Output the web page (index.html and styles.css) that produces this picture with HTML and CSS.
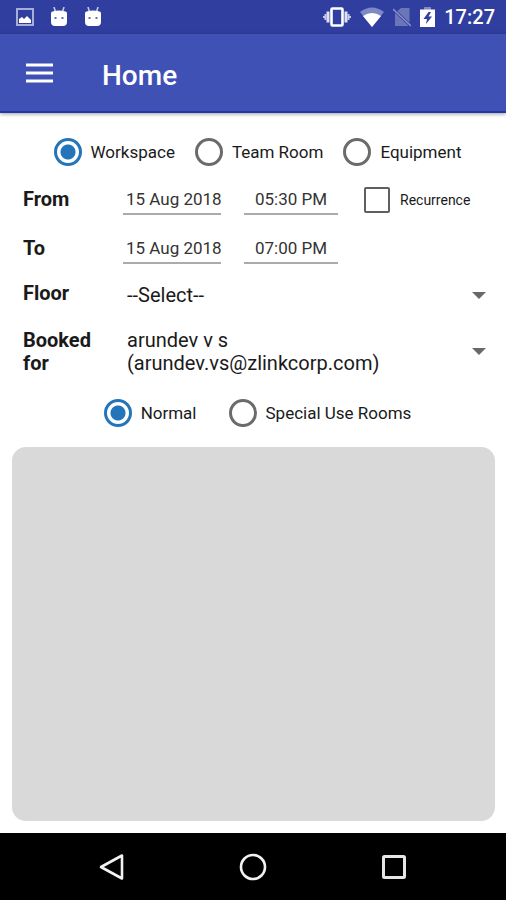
FILE: index.html
```html
<!DOCTYPE html>
<html lang="en">
<head>
<meta charset="utf-8">
<meta name="viewport" content="width=device-width, initial-scale=1">
<title>Home</title>
<link rel="stylesheet" href="styles.css">
</head>
<body>
<div class="status">
  <div class="status-group status-left">
    <svg viewBox="0 0 18 18" width="18" height="18"><rect x="1" y="1" width="16" height="16" fill="none" stroke="#b4badf" stroke-width="1.8"/><path d="M3 15v-4l3-2 2 2 3-3 4 4v3z" fill="#fff"/></svg>
    <svg viewBox="0 0 18 20" width="18" height="20"><path d="M4 0l1.5 5M14 0l-1.5 5" stroke="#c3c8e8" stroke-width="1.6"/><path d="M2.500 4.500q6.500-2 13 0 1.500 0 1.500 2v8.500q0 4-4 4h-8q-4 0-4-4V6.500q0-2 1.500-2z" fill="#fff"/><path d="M4.500 11h2M11.500 11h2" stroke="#303f9f" stroke-width="1.600"/></svg>
    <svg viewBox="0 0 18 20" width="18" height="20"><path d="M4 0l1.500 5M14 0l-1.500 5" stroke="#c3c8e8" stroke-width="1.600"/><path d="M2.500 4.500q6.500-2 13 0 1.500 0 1.500 2v8.500q0 4-4 4h-8q-4 0-4-4V6.500q0-2 1.500-2z" fill="#fff"/><path d="M4.500 11h2M11.500 11h2" stroke="#303f9f" stroke-width="1.600"/></svg>
  </div>
  <div class="status-group status-right">
    <svg viewBox="0 0 28 20" width="28" height="20"><rect x="8.500" y="1.500" width="11" height="17" rx="1" fill="none" stroke="#fff" stroke-width="2.600"/><path d="M5 4.500v11M23 4.500v11" stroke="#dfe2f3" stroke-width="3"/><path d="M2.500 7v6M25.500 7v6" stroke="#c3c8e8" stroke-width="2"/><path d="M1 9v2M27 9v2" stroke="#c3c8e8" stroke-width="2"/></svg>
    <svg viewBox="0 0 24 20" width="24" height="20"><path d="M0 5Q12-4 24 5L12 20z" fill="#7f89c6"/><path d="M3 9Q12 3 21 9L12 20z" fill="#fff"/></svg>
    <svg viewBox="0 0 18 20" width="18" height="20"><path d="M2 6l6-5h8.500v18H2z" fill="#6c76b7"/><path d="M0 2l18 17" stroke="#303f9f" stroke-width="3"/><path d="M0 2l18 17" stroke="#8d95cb" stroke-width="1.300"/></svg>
    <svg viewBox="0 0 15 20" width="15" height="20"><path d="M4 0h7v3H4z" fill="#7f89c6"/><path d="M0 2.500h15V20H0z" fill="#fff"/><path d="M8.500 5L3.500 12H7l-1 5 6-7.500H8.500L11 5z" fill="#303f9f"/></svg>
    <span class="clock">17:27</span>
  </div>
</div>

<header class="appbar">
  <button class="menu" type="button" aria-label="Open menu">
    <svg viewBox="0 0 28 22" width="28" height="22"><path d="M0 3h27M0 11h27M0 19h27" stroke="#fff" stroke-width="3"/></svg>
  </button>
  <h1>Home</h1>
</header>

<main>
  <form class="form">
    <div class="choices choices-type" role="radiogroup" aria-label="Booking type">
      <label class="choice"><input type="radio" name="type" checked>Workspace</label>
      <label class="choice"><input type="radio" name="type">Team Room</label>
      <label class="choice"><input type="radio" name="type">Equipment</label>
    </div>

    <div class="row">
      <label class="name" for="from-date">From</label>
      <div class="fields">
        <input class="line date" id="from-date" type="text" value="15 Aug 2018">
        <input class="line time" type="text" value="05:30 PM" aria-label="From time">
        <label class="recur"><input type="checkbox">Recurrence</label>
      </div>
    </div>
    <div class="row">
      <label class="name" for="to-date">To</label>
      <div class="fields">
        <input class="line date" id="to-date" type="text" value="15 Aug 2018">
        <input class="line time" type="text" value="07:00 PM" aria-label="To time">
      </div>
    </div>
    <div class="row row-floor">
      <label class="name" for="floor">Floor</label>
      <div class="picker">
        <select id="floor"><option>--Select--</option></select>
        <svg class="caret" viewBox="0 0 14 8" width="14" height="8"><path d="M0 0h14L7 7z" fill="#696969"/></svg>
      </div>
    </div>
    <div class="row row-booked">
      <label class="name" for="booked">Booked for</label>
      <div class="picker">
        <select id="booked"><option>arundev v s (arundev.vs@zlinkcorp.com)</option></select>
        <svg class="caret" viewBox="0 0 14 8" width="14" height="8"><path d="M0 0h14L7 7z" fill="#696969"/></svg>
      </div>
    </div>

    <div class="choices choices-room" role="radiogroup" aria-label="Room type">
      <label class="choice"><input type="radio" name="room" checked>Normal</label>
      <label class="choice"><input type="radio" name="room">Special Use Rooms</label>
    </div>
  </form>
  <section class="panel" aria-label="Available rooms"></section>
</main>

<nav class="sysnav">
  <button type="button" aria-label="Back"><svg viewBox="0 0 28 28" width="28" height="28"><path d="M24 2.500v23L3 14z" fill="none" stroke="#f2f2f2" stroke-width="2.600" stroke-linejoin="round"/></svg></button>
  <button type="button" aria-label="Home screen"><svg viewBox="0 0 28 28" width="28" height="28"><circle cx="14" cy="14" r="12" fill="none" stroke="#f2f2f2" stroke-width="2.600"/></svg></button>
  <button type="button" aria-label="Recent apps"><svg viewBox="0 0 28 28" width="28" height="28"><rect x="3.500" y="3.500" width="21" height="21" rx="1" fill="none" stroke="#e6e6e6" stroke-width="3"/></svg></button>
</nav>
</body>
</html>
```
FILE: styles.css
```css
* { box-sizing: border-box; }

body {
  margin: 0;
  min-height: 100vh;
  display: flex;
  flex-direction: column;
  background: #fff;
  color: #1a1a1a;
  font-family: Roboto, "Liberation Sans", sans-serif;
  font-size: 17px;
}

svg { display: block; flex: none; }

button {
  border: 0;
  padding: 0;
  background: none;
}

.status {
  height: 34px;
  padding: 0 11px 0 16px;
  display: flex;
  justify-content: space-between;
  align-items: center;
  background: #303f9f;
  color: #fff;
}
.status-group { display: flex; align-items: center; }
.status-left { gap: 16px; }
.status-right { gap: 9px; }
.clock { font-size: 20px; font-weight: 500; line-height: 24px; }

.appbar {
  height: 79px;
  padding: 0 26px;
  display: flex;
  align-items: center;
  gap: 48px;
  background: #3f51b5;
  border-bottom: 2px solid #2038a4;
  box-shadow: 0 1px 4px rgba(0, 0, 0, 0.4);
  color: #fff;
}
h1 {
  margin: 0;
  padding-top: 6px;
  font-size: 28px;
  font-weight: 500;
  line-height: 32px;
}

main {
  flex: 1;
  display: flex;
  flex-direction: column;
  padding: 25px 11px 12px 12px;
}

.choices {
  display: flex;
  justify-content: center;
  padding-left: 8px;
}
.choices-type { gap: 20px; }
.choices-room { gap: 32px; }
.choice {
  display: flex;
  align-items: center;
  gap: 9px;
  line-height: 28px;
}

input[type="radio"] {
  appearance: none;
  flex: none;
  width: 28px;
  height: 28px;
  margin: 0;
  border: 3px solid #6b6b6b;
  border-radius: 50%;
}
input[type="radio"]:checked {
  border-color: #2474ba;
  background: radial-gradient(circle, #2474ba 7px, #fff 8px);
}

.row {
  display: flex;
  align-items: center;
  padding: 0 3px 0 11px;
  margin-top: 18px;
}
.name {
  flex: none;
  width: 80px;
  margin-right: 20px;
  font-size: 20px;
  font-weight: 700;
  line-height: 23px;
}
.fields { display: flex; align-items: center; }

.line {
  height: 31px;
  padding: 0 0 0 3px;
  border: 0;
  border-bottom: 2px solid #ababab;
  background: none;
  color: #333;
  font: 17px Roboto, "Liberation Sans", sans-serif;
}
.date { width: 98px; margin-right: 23px; }
.time { width: 94px; margin-right: 26px; padding: 0; text-align: center; }

.recur {
  display: flex;
  align-items: center;
  gap: 10px;
  font-size: 14px;
}
input[type="checkbox"] {
  appearance: none;
  width: 26px;
  height: 26px;
  margin: 0;
  border: 2px solid #5f5f5f;
  border-radius: 2px;
}

.row-floor { margin-top: 16px; }
.row-floor .picker { padding-top: 4px; }
.row-booked { margin-top: 22px; }

.picker {
  flex: 1;
  display: grid;
  align-items: center;
}
.picker > * { grid-area: 1 / 1; }
.caret { justify-self: end; margin-right: 6px; pointer-events: none; }
select {
  appearance: none;
  width: 100%;
  margin: 0;
  padding: 0 24px 0 4px;
  border: 0;
  background: none;
  color: #1a1a1a;
  font: 20px/23px Roboto, "Liberation Sans", sans-serif;
  white-space: normal;
}

.choices-room { margin-top: 24px; }

.panel {
  flex: 1;
  min-height: 120px;
  margin-top: 20px;
  border-radius: 14px;
  background: #d9d9d9;
}

.sysnav {
  height: 67px;
  display: flex;
  justify-content: center;
  align-items: center;
  gap: 113px;
  background: #000;
}
```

## YOUR OBJECTIVE
Lines that include the word "styles" are to be extracted from the data above.

## RESPONSE
Output the web page (index.html and styles.css) that produces this picture with HTML and CSS.
<link rel="stylesheet" href="styles.css">
FILE: styles.css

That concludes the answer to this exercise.